__AIM__:
Take the lines from the top down to and including the one with "const pct = (values)" and repeat them exactly. Omit images.

__SUPPLIED INFORMATION__:
-*-

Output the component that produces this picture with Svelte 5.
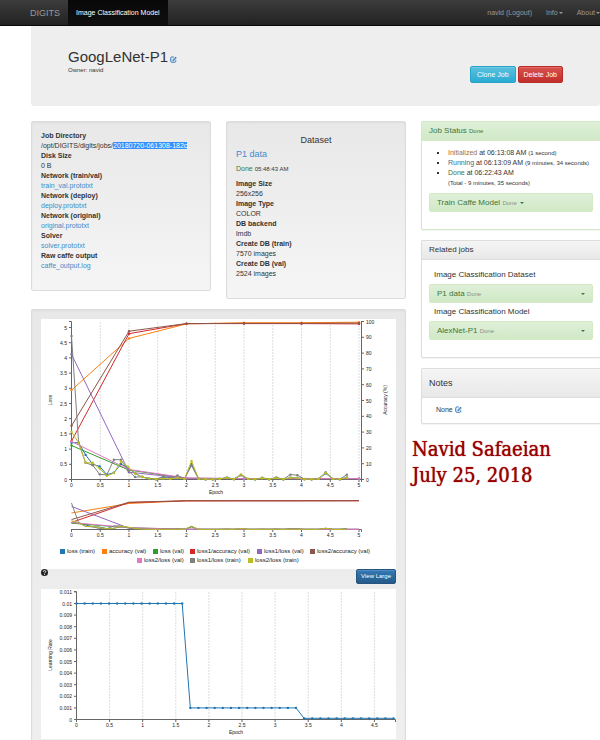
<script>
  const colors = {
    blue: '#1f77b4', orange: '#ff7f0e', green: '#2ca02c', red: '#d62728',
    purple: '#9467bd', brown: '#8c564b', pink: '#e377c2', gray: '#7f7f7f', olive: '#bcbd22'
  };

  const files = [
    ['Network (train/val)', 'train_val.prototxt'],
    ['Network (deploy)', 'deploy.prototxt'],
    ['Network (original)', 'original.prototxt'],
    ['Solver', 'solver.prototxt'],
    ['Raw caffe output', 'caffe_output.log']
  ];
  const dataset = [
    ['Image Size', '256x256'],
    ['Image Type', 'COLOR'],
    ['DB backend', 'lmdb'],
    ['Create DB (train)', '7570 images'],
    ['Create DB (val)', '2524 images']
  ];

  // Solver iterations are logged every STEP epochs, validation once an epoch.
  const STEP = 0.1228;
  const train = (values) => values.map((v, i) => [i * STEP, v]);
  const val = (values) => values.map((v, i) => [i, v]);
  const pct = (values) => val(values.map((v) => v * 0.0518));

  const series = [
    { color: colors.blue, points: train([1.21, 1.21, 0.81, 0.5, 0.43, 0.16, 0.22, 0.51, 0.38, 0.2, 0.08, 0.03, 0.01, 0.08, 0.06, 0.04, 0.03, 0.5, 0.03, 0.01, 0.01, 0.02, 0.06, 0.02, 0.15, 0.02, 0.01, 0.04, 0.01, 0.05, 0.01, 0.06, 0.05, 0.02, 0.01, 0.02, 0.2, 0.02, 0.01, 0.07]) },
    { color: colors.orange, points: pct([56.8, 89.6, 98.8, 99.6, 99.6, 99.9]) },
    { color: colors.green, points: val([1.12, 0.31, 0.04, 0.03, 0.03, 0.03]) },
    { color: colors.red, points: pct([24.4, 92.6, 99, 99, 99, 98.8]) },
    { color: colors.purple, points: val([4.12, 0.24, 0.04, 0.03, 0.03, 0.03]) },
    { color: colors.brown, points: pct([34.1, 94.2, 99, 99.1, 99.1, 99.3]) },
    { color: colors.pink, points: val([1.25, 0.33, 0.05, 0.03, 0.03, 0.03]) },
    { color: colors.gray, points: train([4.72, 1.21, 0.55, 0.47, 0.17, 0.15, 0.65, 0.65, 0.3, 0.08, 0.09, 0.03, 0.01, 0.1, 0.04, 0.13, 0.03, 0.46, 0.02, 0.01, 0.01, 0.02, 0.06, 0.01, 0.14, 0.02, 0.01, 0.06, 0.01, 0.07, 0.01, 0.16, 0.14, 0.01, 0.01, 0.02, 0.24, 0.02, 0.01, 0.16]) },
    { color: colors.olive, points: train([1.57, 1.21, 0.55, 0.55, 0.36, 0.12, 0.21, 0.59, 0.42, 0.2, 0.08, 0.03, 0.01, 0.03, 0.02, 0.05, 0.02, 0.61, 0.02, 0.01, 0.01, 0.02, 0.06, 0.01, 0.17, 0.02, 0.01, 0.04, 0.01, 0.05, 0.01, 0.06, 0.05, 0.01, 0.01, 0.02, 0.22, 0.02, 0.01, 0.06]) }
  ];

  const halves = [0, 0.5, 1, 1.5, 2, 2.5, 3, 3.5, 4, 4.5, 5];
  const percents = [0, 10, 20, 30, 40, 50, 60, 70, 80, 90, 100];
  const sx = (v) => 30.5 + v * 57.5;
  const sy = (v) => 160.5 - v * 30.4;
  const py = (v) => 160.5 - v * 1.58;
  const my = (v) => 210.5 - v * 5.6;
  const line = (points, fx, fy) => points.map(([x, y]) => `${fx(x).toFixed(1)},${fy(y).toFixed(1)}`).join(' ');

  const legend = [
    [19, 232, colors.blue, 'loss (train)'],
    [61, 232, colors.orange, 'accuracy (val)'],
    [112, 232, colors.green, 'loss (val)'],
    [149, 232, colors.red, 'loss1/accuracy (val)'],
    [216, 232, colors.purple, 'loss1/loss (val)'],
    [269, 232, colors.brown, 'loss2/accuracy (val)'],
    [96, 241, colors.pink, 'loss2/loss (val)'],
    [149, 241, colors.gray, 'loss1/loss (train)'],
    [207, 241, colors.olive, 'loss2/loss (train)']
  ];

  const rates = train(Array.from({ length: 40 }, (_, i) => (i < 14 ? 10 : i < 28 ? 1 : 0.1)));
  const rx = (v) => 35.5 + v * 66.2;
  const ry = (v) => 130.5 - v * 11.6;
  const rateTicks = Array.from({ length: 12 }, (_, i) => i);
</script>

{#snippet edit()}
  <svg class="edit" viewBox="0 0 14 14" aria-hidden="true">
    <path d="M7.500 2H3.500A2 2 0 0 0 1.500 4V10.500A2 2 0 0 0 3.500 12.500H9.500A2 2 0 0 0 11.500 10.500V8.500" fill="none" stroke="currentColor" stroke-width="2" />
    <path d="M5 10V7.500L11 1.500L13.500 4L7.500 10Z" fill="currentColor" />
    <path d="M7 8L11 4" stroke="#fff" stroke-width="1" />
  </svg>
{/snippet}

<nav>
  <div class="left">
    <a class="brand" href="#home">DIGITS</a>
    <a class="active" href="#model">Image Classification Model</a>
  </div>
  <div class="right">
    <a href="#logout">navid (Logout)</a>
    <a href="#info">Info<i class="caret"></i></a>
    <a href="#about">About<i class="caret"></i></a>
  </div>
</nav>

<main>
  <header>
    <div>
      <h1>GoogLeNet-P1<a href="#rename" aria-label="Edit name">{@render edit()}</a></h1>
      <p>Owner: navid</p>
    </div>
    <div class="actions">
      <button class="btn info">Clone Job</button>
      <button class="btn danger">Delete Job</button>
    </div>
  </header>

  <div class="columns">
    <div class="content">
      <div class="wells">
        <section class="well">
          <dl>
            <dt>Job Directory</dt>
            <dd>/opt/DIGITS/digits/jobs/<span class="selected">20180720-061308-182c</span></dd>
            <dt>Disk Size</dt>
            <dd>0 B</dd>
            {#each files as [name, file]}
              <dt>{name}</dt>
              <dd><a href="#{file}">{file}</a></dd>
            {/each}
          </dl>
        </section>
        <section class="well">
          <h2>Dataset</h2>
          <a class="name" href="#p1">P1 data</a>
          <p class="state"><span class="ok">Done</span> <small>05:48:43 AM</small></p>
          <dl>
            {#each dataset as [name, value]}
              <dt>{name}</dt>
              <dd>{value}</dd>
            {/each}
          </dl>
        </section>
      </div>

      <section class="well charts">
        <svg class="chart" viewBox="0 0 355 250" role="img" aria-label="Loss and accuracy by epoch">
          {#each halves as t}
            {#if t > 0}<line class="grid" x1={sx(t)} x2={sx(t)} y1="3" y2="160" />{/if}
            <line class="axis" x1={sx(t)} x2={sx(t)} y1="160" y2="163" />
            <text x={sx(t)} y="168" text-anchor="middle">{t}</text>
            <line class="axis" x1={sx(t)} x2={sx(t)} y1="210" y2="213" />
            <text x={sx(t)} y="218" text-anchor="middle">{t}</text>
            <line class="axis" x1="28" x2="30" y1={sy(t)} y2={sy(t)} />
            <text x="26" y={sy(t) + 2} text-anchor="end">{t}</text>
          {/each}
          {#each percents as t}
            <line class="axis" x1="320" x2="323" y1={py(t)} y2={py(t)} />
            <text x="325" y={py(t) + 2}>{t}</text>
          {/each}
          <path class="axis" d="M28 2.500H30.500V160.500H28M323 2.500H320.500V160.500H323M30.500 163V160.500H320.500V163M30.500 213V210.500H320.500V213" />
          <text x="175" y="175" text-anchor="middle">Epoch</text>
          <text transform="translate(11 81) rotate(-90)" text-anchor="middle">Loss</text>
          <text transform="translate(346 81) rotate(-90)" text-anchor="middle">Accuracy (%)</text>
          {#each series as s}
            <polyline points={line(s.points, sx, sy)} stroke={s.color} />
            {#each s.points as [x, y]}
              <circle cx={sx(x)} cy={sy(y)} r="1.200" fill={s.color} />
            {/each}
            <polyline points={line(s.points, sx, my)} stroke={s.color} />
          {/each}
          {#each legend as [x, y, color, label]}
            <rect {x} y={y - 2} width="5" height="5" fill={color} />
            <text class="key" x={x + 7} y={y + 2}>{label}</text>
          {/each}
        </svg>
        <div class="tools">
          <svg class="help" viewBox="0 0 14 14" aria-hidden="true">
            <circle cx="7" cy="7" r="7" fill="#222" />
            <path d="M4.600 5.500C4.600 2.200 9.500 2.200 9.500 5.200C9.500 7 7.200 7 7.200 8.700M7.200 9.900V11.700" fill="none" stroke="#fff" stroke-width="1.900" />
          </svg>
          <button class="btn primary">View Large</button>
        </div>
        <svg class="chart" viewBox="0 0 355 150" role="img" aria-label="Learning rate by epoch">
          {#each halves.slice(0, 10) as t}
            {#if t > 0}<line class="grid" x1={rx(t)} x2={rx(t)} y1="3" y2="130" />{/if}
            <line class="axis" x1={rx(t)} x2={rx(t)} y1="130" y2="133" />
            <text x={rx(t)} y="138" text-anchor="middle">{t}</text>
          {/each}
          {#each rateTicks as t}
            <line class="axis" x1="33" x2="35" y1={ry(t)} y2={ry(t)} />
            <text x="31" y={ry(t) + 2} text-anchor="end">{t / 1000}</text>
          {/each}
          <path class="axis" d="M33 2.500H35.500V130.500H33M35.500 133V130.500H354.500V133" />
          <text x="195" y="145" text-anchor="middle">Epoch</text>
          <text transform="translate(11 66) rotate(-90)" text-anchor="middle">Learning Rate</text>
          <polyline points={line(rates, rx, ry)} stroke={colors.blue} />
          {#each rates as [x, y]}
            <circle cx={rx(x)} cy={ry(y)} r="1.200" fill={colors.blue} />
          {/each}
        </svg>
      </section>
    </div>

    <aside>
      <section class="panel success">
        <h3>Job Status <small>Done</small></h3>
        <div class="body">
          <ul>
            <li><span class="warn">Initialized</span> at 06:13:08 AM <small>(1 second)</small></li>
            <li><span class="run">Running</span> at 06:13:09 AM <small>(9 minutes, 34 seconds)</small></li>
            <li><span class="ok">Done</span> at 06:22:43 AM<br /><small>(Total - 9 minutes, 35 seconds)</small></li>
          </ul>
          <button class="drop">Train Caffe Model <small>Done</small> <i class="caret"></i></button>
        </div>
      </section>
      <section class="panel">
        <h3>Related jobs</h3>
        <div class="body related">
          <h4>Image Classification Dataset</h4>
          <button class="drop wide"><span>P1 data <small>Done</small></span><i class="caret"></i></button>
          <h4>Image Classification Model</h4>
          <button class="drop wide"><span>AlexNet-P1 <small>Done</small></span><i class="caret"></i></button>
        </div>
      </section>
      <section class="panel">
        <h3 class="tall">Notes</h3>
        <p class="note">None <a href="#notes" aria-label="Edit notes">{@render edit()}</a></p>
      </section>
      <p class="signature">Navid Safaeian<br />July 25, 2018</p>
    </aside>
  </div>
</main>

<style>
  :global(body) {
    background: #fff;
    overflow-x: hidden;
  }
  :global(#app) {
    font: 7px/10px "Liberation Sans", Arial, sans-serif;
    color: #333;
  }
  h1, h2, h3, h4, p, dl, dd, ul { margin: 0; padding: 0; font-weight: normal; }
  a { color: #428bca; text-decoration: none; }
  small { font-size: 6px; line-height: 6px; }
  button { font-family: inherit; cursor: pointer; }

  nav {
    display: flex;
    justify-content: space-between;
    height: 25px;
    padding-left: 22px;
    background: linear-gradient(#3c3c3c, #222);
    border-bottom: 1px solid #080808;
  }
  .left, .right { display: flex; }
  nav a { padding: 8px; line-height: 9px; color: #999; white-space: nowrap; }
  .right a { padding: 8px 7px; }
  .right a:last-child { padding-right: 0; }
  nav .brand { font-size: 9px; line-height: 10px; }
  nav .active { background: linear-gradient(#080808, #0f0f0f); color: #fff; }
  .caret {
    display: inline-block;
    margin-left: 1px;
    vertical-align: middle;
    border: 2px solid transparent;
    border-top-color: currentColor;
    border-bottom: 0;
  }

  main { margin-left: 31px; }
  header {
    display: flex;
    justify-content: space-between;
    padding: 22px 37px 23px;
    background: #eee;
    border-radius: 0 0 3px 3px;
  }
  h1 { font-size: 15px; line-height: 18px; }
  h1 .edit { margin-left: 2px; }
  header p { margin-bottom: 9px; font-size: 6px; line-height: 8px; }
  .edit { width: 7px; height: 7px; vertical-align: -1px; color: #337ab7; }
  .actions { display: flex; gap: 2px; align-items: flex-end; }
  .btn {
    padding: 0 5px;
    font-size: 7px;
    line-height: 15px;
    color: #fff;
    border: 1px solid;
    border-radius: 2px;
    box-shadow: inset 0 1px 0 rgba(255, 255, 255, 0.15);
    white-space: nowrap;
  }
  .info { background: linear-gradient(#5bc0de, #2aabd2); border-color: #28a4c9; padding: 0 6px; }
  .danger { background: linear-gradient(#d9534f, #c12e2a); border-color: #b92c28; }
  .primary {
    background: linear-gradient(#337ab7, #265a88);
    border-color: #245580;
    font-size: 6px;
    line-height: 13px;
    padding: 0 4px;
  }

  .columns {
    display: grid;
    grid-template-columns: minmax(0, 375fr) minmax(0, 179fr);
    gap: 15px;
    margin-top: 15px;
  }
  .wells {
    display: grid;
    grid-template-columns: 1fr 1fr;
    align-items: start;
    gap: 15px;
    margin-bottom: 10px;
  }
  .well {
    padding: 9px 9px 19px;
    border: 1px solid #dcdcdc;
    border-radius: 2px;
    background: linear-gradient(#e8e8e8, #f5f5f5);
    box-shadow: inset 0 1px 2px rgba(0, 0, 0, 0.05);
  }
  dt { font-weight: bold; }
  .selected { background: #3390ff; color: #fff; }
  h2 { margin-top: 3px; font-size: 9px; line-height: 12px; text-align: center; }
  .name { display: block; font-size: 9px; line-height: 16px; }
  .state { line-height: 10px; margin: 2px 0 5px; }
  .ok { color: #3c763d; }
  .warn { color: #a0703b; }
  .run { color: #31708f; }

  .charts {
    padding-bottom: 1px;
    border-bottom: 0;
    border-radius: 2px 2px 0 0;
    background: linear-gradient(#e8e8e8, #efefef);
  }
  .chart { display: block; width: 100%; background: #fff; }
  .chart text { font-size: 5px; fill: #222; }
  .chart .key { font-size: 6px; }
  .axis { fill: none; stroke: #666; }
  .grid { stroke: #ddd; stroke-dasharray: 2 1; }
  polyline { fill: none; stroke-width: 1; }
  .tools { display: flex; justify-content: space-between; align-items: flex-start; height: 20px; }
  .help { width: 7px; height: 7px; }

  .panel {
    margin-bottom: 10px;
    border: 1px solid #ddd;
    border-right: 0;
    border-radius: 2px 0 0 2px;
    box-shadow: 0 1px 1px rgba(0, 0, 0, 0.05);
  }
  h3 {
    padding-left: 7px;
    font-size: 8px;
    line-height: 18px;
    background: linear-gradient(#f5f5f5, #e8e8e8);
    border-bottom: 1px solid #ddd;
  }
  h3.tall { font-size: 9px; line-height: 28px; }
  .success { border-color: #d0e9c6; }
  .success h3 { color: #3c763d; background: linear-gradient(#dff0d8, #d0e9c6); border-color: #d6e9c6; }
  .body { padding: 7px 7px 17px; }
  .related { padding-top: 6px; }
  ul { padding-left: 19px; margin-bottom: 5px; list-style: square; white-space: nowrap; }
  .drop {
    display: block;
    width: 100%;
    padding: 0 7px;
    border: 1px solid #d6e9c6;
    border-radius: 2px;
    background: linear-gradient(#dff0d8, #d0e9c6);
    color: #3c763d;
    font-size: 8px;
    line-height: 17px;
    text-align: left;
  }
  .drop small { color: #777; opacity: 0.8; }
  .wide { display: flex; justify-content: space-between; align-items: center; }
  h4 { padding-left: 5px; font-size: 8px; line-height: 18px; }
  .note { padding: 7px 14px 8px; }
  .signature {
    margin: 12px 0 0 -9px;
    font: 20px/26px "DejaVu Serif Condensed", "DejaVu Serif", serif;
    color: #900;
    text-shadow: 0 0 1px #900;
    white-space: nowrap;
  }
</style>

-*-

__ANSWER TO THIS EXERCISE__:
Output the component that produces this picture with Svelte 5.
<script>
  const colors = {
    blue: '#1f77b4', orange: '#ff7f0e', green: '#2ca02c', red: '#d62728',
    purple: '#9467bd', brown: '#8c564b', pink: '#e377c2', gray: '#7f7f7f', olive: '#bcbd22'
  };

  const files = [
    ['Network (train/val)', 'train_val.prototxt'],
    ['Network (deploy)', 'deploy.prototxt'],
    ['Network (original)', 'original.prototxt'],
    ['Solver', 'solver.prototxt'],
    ['Raw caffe output', 'caffe_output.log']
  ];
  const dataset = [
    ['Image Size', '256x256'],
    ['Image Type', 'COLOR'],
    ['DB backend', 'lmdb'],
    ['Create DB (train)', '7570 images'],
    ['Create DB (val)', '2524 images']
  ];

  // Solver iterations are logged every STEP epochs, validation once an epoch.
  const STEP = 0.1228;
  const train = (values) => values.map((v, i) => [i * STEP, v]);
  const val = (values) => values.map((v, i) => [i, v]);
  const pct = (values) => val(values.map((v) => v * 0.0518));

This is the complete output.